Start of INFORMATION SUPPLIED

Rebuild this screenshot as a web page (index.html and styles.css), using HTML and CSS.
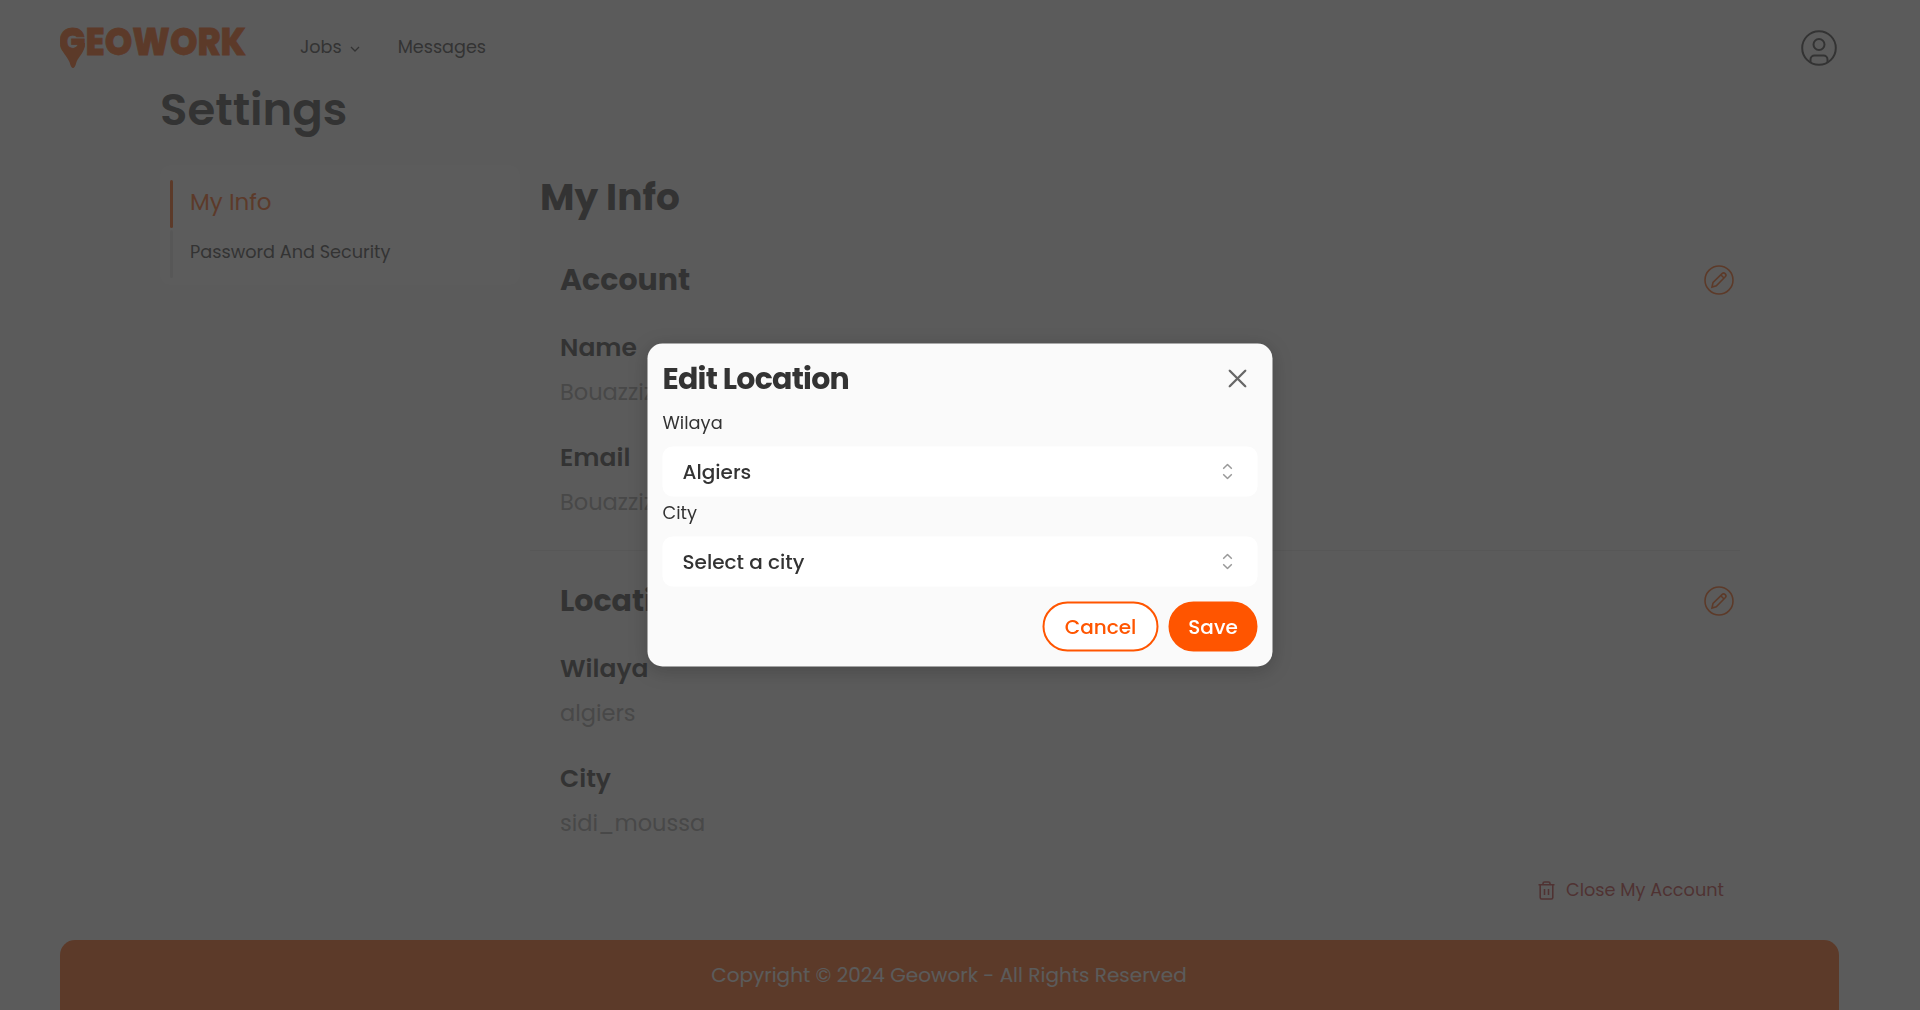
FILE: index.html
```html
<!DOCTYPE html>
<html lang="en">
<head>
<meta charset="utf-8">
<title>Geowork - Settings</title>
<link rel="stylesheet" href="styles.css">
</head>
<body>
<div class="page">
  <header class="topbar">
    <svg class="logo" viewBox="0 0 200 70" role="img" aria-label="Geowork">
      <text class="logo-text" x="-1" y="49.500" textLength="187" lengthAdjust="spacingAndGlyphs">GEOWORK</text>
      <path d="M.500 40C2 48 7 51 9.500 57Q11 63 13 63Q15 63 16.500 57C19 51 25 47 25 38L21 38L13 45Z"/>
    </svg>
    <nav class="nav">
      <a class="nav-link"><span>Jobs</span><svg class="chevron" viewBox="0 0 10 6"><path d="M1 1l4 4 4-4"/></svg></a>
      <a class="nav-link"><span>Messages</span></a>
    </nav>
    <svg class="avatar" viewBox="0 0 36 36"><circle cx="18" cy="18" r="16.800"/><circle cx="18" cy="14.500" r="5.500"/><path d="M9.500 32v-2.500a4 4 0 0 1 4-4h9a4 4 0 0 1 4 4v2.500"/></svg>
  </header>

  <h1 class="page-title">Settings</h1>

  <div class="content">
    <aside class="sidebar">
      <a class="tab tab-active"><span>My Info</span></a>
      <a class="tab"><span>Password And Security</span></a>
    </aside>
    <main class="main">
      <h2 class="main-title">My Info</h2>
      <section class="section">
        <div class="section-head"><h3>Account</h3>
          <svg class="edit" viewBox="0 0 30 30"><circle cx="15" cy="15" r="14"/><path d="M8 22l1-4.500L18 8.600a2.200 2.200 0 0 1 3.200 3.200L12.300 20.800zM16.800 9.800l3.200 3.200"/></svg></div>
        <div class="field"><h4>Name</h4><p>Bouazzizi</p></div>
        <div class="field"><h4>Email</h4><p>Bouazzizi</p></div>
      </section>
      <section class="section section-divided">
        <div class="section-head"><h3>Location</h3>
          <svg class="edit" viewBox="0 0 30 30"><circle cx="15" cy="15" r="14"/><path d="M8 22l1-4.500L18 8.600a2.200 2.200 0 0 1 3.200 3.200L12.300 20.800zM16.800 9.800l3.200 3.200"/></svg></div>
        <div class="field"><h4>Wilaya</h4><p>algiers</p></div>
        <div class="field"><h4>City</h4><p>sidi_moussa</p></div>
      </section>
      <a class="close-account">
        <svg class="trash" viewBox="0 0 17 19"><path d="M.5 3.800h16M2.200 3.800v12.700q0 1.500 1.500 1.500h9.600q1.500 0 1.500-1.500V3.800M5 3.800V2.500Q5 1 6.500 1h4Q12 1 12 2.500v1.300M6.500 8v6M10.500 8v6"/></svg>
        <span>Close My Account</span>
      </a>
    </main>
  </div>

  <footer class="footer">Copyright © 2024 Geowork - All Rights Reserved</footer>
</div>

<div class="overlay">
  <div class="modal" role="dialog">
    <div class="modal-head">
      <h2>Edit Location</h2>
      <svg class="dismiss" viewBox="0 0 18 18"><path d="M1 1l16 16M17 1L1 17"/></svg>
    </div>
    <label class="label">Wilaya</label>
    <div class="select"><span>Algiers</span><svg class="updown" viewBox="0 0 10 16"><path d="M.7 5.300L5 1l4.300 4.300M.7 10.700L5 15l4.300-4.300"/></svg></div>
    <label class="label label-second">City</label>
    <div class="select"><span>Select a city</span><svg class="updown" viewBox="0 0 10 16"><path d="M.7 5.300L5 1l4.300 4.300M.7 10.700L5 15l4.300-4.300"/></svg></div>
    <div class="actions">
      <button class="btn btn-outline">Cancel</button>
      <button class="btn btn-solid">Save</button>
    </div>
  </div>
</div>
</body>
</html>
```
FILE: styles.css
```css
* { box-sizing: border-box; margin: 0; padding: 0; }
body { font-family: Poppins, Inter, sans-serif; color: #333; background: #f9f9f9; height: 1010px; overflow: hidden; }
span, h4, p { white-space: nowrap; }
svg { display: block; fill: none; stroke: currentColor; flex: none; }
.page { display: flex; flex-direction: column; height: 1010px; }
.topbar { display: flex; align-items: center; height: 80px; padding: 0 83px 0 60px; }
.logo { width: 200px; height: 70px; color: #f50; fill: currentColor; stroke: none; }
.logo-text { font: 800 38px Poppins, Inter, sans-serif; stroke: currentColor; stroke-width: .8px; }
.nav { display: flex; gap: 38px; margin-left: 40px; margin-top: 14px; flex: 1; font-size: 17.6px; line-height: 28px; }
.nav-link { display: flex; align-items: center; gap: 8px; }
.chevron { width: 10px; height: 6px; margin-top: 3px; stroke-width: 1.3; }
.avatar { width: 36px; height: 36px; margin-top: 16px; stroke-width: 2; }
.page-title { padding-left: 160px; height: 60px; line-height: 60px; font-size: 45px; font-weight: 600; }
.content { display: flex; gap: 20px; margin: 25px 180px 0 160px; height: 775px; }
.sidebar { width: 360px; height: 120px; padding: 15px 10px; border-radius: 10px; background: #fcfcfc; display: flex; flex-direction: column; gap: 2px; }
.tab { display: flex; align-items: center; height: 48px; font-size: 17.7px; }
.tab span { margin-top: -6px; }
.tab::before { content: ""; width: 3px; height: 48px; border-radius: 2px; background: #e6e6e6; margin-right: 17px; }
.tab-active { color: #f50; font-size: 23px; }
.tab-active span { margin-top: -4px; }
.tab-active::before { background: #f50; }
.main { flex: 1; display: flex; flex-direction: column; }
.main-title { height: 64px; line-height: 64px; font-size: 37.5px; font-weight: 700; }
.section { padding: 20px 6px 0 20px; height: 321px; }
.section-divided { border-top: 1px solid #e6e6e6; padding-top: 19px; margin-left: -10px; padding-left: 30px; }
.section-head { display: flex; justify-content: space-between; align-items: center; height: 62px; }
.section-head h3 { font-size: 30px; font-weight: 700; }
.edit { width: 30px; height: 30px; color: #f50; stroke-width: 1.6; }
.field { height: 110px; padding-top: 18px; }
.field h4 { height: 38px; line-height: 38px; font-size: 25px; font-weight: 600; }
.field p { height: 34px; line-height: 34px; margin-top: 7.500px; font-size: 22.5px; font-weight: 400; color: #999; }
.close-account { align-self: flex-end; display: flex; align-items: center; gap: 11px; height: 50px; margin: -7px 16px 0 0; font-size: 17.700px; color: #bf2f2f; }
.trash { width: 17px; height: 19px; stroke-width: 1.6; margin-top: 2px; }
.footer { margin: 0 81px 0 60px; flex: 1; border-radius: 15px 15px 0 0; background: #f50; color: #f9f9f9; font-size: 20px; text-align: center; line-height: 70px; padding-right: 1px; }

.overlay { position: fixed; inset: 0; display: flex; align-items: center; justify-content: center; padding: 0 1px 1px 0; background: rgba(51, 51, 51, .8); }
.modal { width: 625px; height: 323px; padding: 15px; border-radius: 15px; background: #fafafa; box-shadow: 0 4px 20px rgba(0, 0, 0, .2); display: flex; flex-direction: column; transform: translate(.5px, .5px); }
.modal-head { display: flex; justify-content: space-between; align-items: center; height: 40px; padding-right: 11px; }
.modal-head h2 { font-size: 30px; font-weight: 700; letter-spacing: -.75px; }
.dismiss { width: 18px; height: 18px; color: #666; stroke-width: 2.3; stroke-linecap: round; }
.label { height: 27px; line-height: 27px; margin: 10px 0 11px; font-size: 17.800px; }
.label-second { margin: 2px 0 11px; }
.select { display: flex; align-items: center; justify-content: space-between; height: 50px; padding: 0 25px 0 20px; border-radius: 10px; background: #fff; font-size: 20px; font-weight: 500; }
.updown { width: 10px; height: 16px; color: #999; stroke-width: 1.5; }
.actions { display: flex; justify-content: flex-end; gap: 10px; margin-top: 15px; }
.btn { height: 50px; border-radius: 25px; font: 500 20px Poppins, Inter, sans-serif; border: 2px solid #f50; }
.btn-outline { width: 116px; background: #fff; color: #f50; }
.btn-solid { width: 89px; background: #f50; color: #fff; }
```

End of INFORMATION SUPPLIED

▶ [EXERCISE DIRECTIONS]
Looking at the listing above, how many of its lines contain the string "index"? Give the number alone.

▶ [CORRECT OUTPUT]
2